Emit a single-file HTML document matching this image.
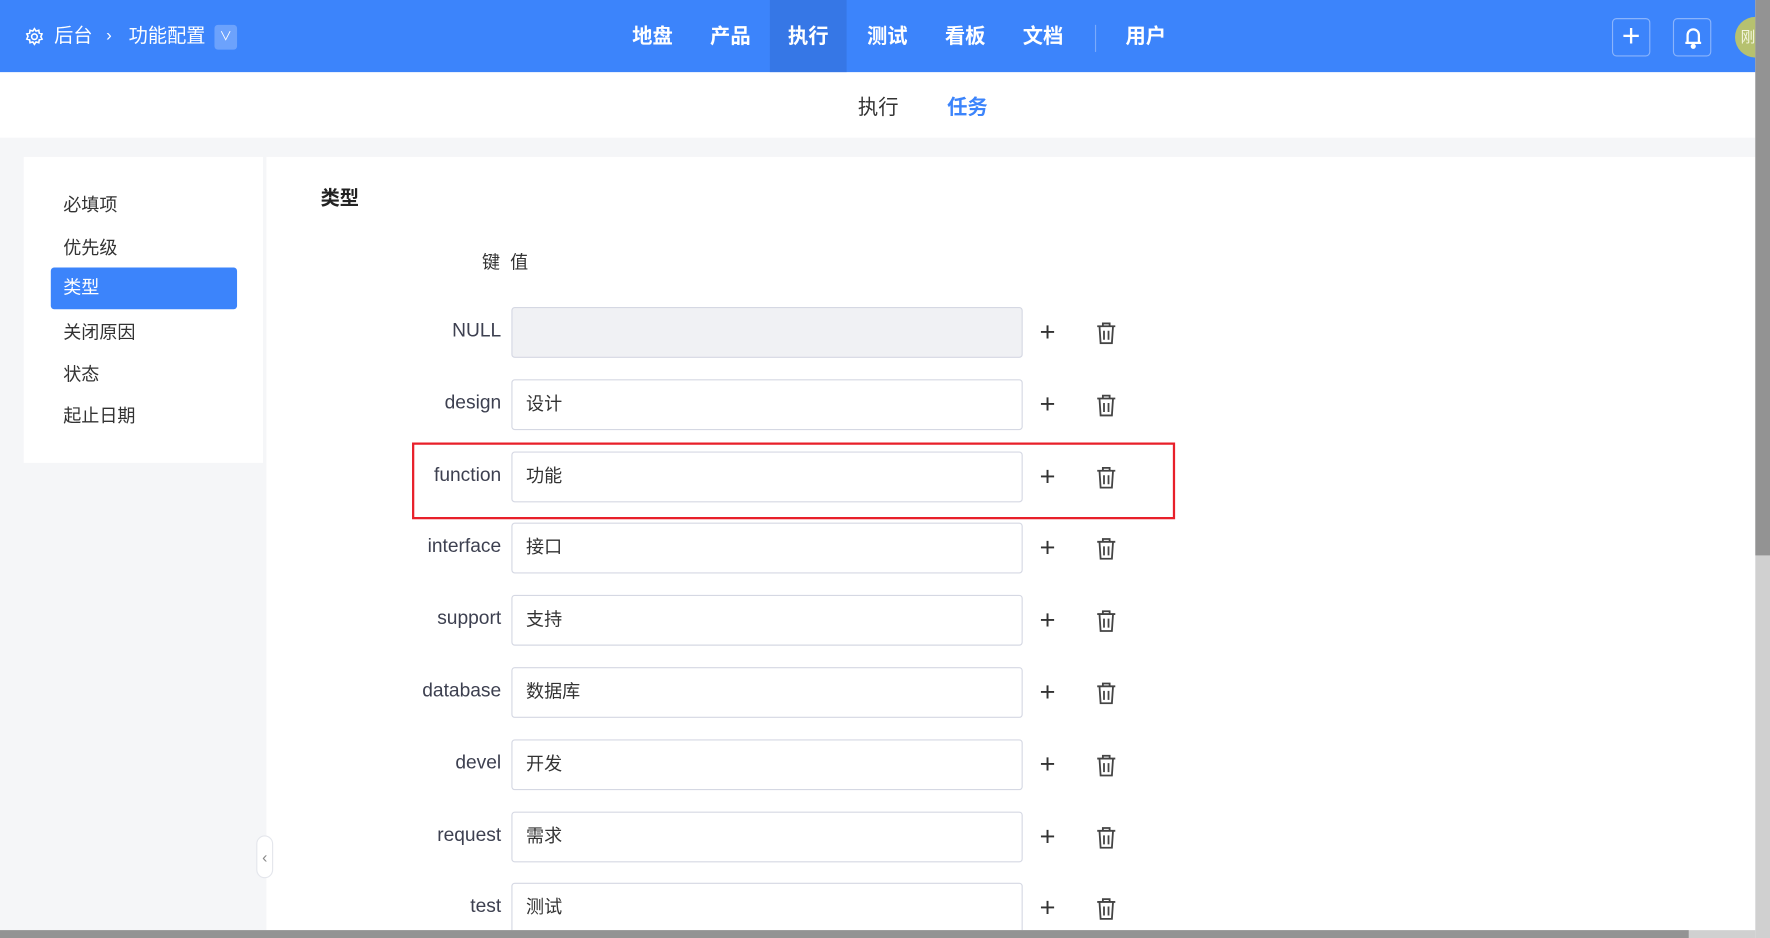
<!DOCTYPE html>
<html><head><meta charset="utf-8"><style>
*{box-sizing:border-box;margin:0;padding:0}
html,body{width:1770px;height:938px;overflow:hidden;background:#f5f6f8;font-family:"Liberation Sans","Noto Sans CJK SC",sans-serif}
#w{width:1568px;height:831px;transform:scale(1.12883);transform-origin:0 0;position:relative;background:#f5f6f8}
.a{position:absolute}
.top{left:0;top:0;width:1555px;height:64px;background:#3c84fb;color:#fff}
.nav{top:0;height:64px;line-height:64px;font-size:18px;font-weight:bold;transform:translateX(-50%)}
.sub{left:0;top:64px;width:1555px;height:58px;background:#fff}
.side{left:21px;top:139px;width:212px;height:271px;background:#fff}
.si{left:35px;font-size:16px;color:#333}
.main{left:236px;top:139px;width:1319px;height:700px;background:#fff}
.lbl{font-size:17px;color:#3d4050;text-align:right;width:200px;left:244px}
.inp{left:453px;width:453px;height:45px;border:1px solid #d5d8e3;border-radius:3px;background:#fff;font-size:16px;color:#333;padding-left:12px;line-height:43px}
</style></head><body><div id="w">
<div class="a top">
<svg class="a" style="left:22px;top:24px" width="17" height="17" viewBox="0 0 24 24" fill="none" stroke="#fff" stroke-width="2"><circle cx="12" cy="12" r="3.5"/><path d="M12 2l2 3 3.5-1 .5 3.5 3.5 1-1.5 3.5 1.5 3-3.5 1-.5 3.5-3.5-1-2 3-2-3-3.5 1-.5-3.5-3.5-1 1.5-3.5L2.5 8.5 6 7.5 6.5 4 10 5z"/></svg>
<div class="a" style="left:48px;top:0;line-height:64px;font-size:17px">后台</div>
<div class="a" style="left:94px;top:0;line-height:64px;font-size:15px">›</div>
<div class="a" style="left:114px;top:0;line-height:64px;font-size:17px">功能配置</div>
<div class="a" style="left:190px;top:22px;width:20px;height:22px;background:#6ca2fc;border-radius:3px;font-size:11px;text-align:center;line-height:22px">∨</div>
<div class="a" style="left:682px;top:0;width:68px;height:64px;background:#3677e6"></div>
<div class="a nav" style="left:578px">地盘</div><div class="a nav" style="left:647px">产品</div><div class="a nav" style="left:716px">执行</div><div class="a nav" style="left:786px">测试</div><div class="a nav" style="left:855px">看板</div><div class="a nav" style="left:924px">文档</div>
<div class="a" style="left:970px;top:22px;width:1px;height:24px;background:#7aaafc"></div>
<div class="a nav" style="left:1015px">用户</div>
<div class="a" style="left:1428px;top:16px;width:34px;height:34px;border:1px solid #8ab4fc;border-radius:4px;text-align:center;line-height:30px;font-size:28px">+</div>
<div class="a" style="left:1482px;top:16px;width:34px;height:34px;border:1px solid #8ab4fc;border-radius:4px"><svg style="position:absolute;left:8px;top:5px" width="18" height="22" viewBox="0 0 18 22" fill="none" stroke="#fff" stroke-width="2"><path d="M4 16V9a5 5 0 0110 0v7H2h14"/><circle cx="9" cy="19" r="1.3" fill="#fff"/></svg></div>
<div class="a" style="left:1537px;top:15px;width:36px;height:36px;border-radius:50%;background:#b6c16f;color:#f4f6e0;font-size:13px;line-height:36px;padding-left:5px">刚</div>
</div>
<div class="a sub"><div class="a" style="left:760px;top:17px;font-size:18px;color:#333">执行</div><div class="a" style="left:839px;top:17px;font-size:18px;color:#3c84fb;font-weight:bold">任务</div></div>
<div class="a side"></div>
<div class="a si" style="left:56px;top:168px">必填项</div><div class="a si" style="left:56px;top:206px">优先级</div>
<div class="a" style="left:45px;top:237px;width:165px;height:37px;background:#3c84fb;border-radius:3px;color:#fff;font-size:16px;line-height:37px;padding-left:11px">类型</div>
<div class="a si" style="left:56px;top:281px">关闭原因</div><div class="a si" style="left:56px;top:318px">状态</div><div class="a si" style="left:56px;top:355px">起止日期</div>
<div class="a main"></div>
<div class="a" style="left:284px;top:161px;font-size:17px;font-weight:bold;color:#222">类型</div>
<div class="a" style="left:427px;top:219px;font-size:16px;color:#333">键&nbsp;&nbsp;值</div>
<div class="a" style="left:365px;top:392px;width:676px;height:68px;border:2px solid #e8202a"></div>
<div id="rows"></div>
<div class="a" style="left:227px;top:740px;width:15px;height:38px;background:#fff;border:1px solid #e4e6ec;border-radius:8px;font-size:14px;color:#888;line-height:36px;text-align:center">‹</div>
<div class="a" style="left:1555px;top:0;width:13px;height:831px;background:#d0d0d0"></div>
<div class="a" style="left:1555px;top:0;width:13px;height:492px;background:#939393"></div>
<div class="a" style="left:0;top:824px;width:1555px;height:7px;background:#d0d0d0"></div>
<div class="a" style="left:0;top:824px;width:1496px;height:7px;background:#939393"></div>
</div>
<script>
var d=[["NULL",""],["design","设计"],["function","功能"],["interface","接口"],["support","支持"],["database","数据库"],["devel","开发"],["request","需求"],["test","测试"]],h="";
d.forEach(function(r,i){var y=272+i*63.8;
h+='<div class="a lbl" style="top:'+(y+11)+'px">'+r[0]+'</div><div class="a inp" style="top:'+y+'px;'+(i==0?'background:#f0f1f4':'')+'">'+r[1]+'</div>'+
'<div class="a" style="left:921px;top:'+(y+9)+'px;font-size:24px;color:#333;font-weight:300">+</div>'+
'<svg class="a" style="left:971px;top:'+(y+13)+'px" width="18" height="20" viewBox="0 0 18 20" fill="none" stroke="#444" stroke-width="1.6"><path d="M1 4h16M6 4V1.5h6V4M3 4l1 15h10l1-15M7 8v8M11 8v8"/></svg>';});
document.getElementById("rows").outerHTML=h;
</script>
</body></html>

## [What you have to do]
Write out the listing above exactly as it stands, pictures excluded.

## [Exercise result]
Emit a single-file HTML document matching this image.
<!DOCTYPE html>
<html><head><meta charset="utf-8"><style>
*{box-sizing:border-box;margin:0;padding:0}
html,body{width:1770px;height:938px;overflow:hidden;background:#f5f6f8;font-family:"Liberation Sans","Noto Sans CJK SC",sans-serif}
#w{width:1568px;height:831px;transform:scale(1.12883);transform-origin:0 0;position:relative;background:#f5f6f8}
.a{position:absolute}
.top{left:0;top:0;width:1555px;height:64px;background:#3c84fb;color:#fff}
.nav{top:0;height:64px;line-height:64px;font-size:18px;font-weight:bold;transform:translateX(-50%)}
.sub{left:0;top:64px;width:1555px;height:58px;background:#fff}
.side{left:21px;top:139px;width:212px;height:271px;background:#fff}
.si{left:35px;font-size:16px;color:#333}
.main{left:236px;top:139px;width:1319px;height:700px;background:#fff}
.lbl{font-size:17px;color:#3d4050;text-align:right;width:200px;left:244px}
.inp{left:453px;width:453px;height:45px;border:1px solid #d5d8e3;border-radius:3px;background:#fff;font-size:16px;color:#333;padding-left:12px;line-height:43px}
</style></head><body><div id="w">
<div class="a top">
<svg class="a" style="left:22px;top:24px" width="17" height="17" viewBox="0 0 24 24" fill="none" stroke="#fff" stroke-width="2"><circle cx="12" cy="12" r="3.5"/><path d="M12 2l2 3 3.5-1 .5 3.5 3.5 1-1.5 3.5 1.5 3-3.5 1-.5 3.5-3.5-1-2 3-2-3-3.5 1-.5-3.5-3.5-1 1.5-3.5L2.5 8.5 6 7.5 6.5 4 10 5z"/></svg>
<div class="a" style="left:48px;top:0;line-height:64px;font-size:17px">后台</div>
<div class="a" style="left:94px;top:0;line-height:64px;font-size:15px">›</div>
<div class="a" style="left:114px;top:0;line-height:64px;font-size:17px">功能配置</div>
<div class="a" style="left:190px;top:22px;width:20px;height:22px;background:#6ca2fc;border-radius:3px;font-size:11px;text-align:center;line-height:22px">∨</div>
<div class="a" style="left:682px;top:0;width:68px;height:64px;background:#3677e6"></div>
<div class="a nav" style="left:578px">地盘</div><div class="a nav" style="left:647px">产品</div><div class="a nav" style="left:716px">执行</div><div class="a nav" style="left:786px">测试</div><div class="a nav" style="left:855px">看板</div><div class="a nav" style="left:924px">文档</div>
<div class="a" style="left:970px;top:22px;width:1px;height:24px;background:#7aaafc"></div>
<div class="a nav" style="left:1015px">用户</div>
<div class="a" style="left:1428px;top:16px;width:34px;height:34px;border:1px solid #8ab4fc;border-radius:4px;text-align:center;line-height:30px;font-size:28px">+</div>
<div class="a" style="left:1482px;top:16px;width:34px;height:34px;border:1px solid #8ab4fc;border-radius:4px"><svg style="position:absolute;left:8px;top:5px" width="18" height="22" viewBox="0 0 18 22" fill="none" stroke="#fff" stroke-width="2"><path d="M4 16V9a5 5 0 0110 0v7H2h14"/><circle cx="9" cy="19" r="1.3" fill="#fff"/></svg></div>
<div class="a" style="left:1537px;top:15px;width:36px;height:36px;border-radius:50%;background:#b6c16f;color:#f4f6e0;font-size:13px;line-height:36px;padding-left:5px">刚</div>
</div>
<div class="a sub"><div class="a" style="left:760px;top:17px;font-size:18px;color:#333">执行</div><div class="a" style="left:839px;top:17px;font-size:18px;color:#3c84fb;font-weight:bold">任务</div></div>
<div class="a side"></div>
<div class="a si" style="left:56px;top:168px">必填项</div><div class="a si" style="left:56px;top:206px">优先级</div>
<div class="a" style="left:45px;top:237px;width:165px;height:37px;background:#3c84fb;border-radius:3px;color:#fff;font-size:16px;line-height:37px;padding-left:11px">类型</div>
<div class="a si" style="left:56px;top:281px">关闭原因</div><div class="a si" style="left:56px;top:318px">状态</div><div class="a si" style="left:56px;top:355px">起止日期</div>
<div class="a main"></div>
<div class="a" style="left:284px;top:161px;font-size:17px;font-weight:bold;color:#222">类型</div>
<div class="a" style="left:427px;top:219px;font-size:16px;color:#333">键&nbsp;&nbsp;值</div>
<div class="a" style="left:365px;top:392px;width:676px;height:68px;border:2px solid #e8202a"></div>
<div id="rows"></div>
<div class="a" style="left:227px;top:740px;width:15px;height:38px;background:#fff;border:1px solid #e4e6ec;border-radius:8px;font-size:14px;color:#888;line-height:36px;text-align:center">‹</div>
<div class="a" style="left:1555px;top:0;width:13px;height:831px;background:#d0d0d0"></div>
<div class="a" style="left:1555px;top:0;width:13px;height:492px;background:#939393"></div>
<div class="a" style="left:0;top:824px;width:1555px;height:7px;background:#d0d0d0"></div>
<div class="a" style="left:0;top:824px;width:1496px;height:7px;background:#939393"></div>
</div>
<script>
var d=[["NULL",""],["design","设计"],["function","功能"],["interface","接口"],["support","支持"],["database","数据库"],["devel","开发"],["request","需求"],["test","测试"]],h="";
d.forEach(function(r,i){var y=272+i*63.8;
h+='<div class="a lbl" style="top:'+(y+11)+'px">'+r[0]+'</div><div class="a inp" style="top:'+y+'px;'+(i==0?'background:#f0f1f4':'')+'">'+r[1]+'</div>'+
'<div class="a" style="left:921px;top:'+(y+9)+'px;font-size:24px;color:#333;font-weight:300">+</div>'+
'<svg class="a" style="left:971px;top:'+(y+13)+'px" width="18" height="20" viewBox="0 0 18 20" fill="none" stroke="#444" stroke-width="1.6"><path d="M1 4h16M6 4V1.5h6V4M3 4l1 15h10l1-15M7 8v8M11 8v8"/></svg>';});
document.getElementById("rows").outerHTML=h;
</script>
</body></html>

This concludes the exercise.